Go Deeper: Resources for hitting zero waste
Implementing a food waste system or improving efforts can seem daunting, especially with the demands of everyday operations. But for every dollar spent on food waste reduction, restaurants can see an average of $8 in savings, according to the World Institutes Group.
Here are some resources to help:
Rescuing Leftover Cuisine, which brings surplus food from foodservice to homeless shelters, has branches in Atlanta, Chicago, Dallas, New York City and Columbus, Ohio, as well as in Massachusetts, New Jersey and Rhode Island. Restaurants in cities without a chapter can help form their own.

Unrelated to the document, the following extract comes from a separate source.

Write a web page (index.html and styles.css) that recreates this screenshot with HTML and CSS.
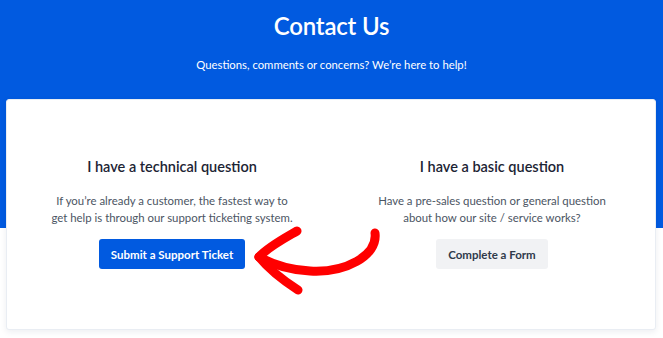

Restaurants donate excess food to Rethink which then prepares meals to alleviate food insecurity. Branches are in New York City, San Francisco, Chicago, Nashville, Washington, D.C. and Miami.
GreenPlaces provides restaurants insight into emissions, along with guidance to reduce their climate impact in a way that’s simple and easy to implement.
Foodprint Group helps restaurants and hospitality organizations examine waste streams to implement zero waste procedures.
The EPA’s Food Recovery Challenge provides resources for avoiding and diverting food waste, and also recognizes businesses for their efforts.
The Natural Resources Defense Council (NRDC) provides tools for restaurants to perform waste audits, track waste and promote their efforts to guests.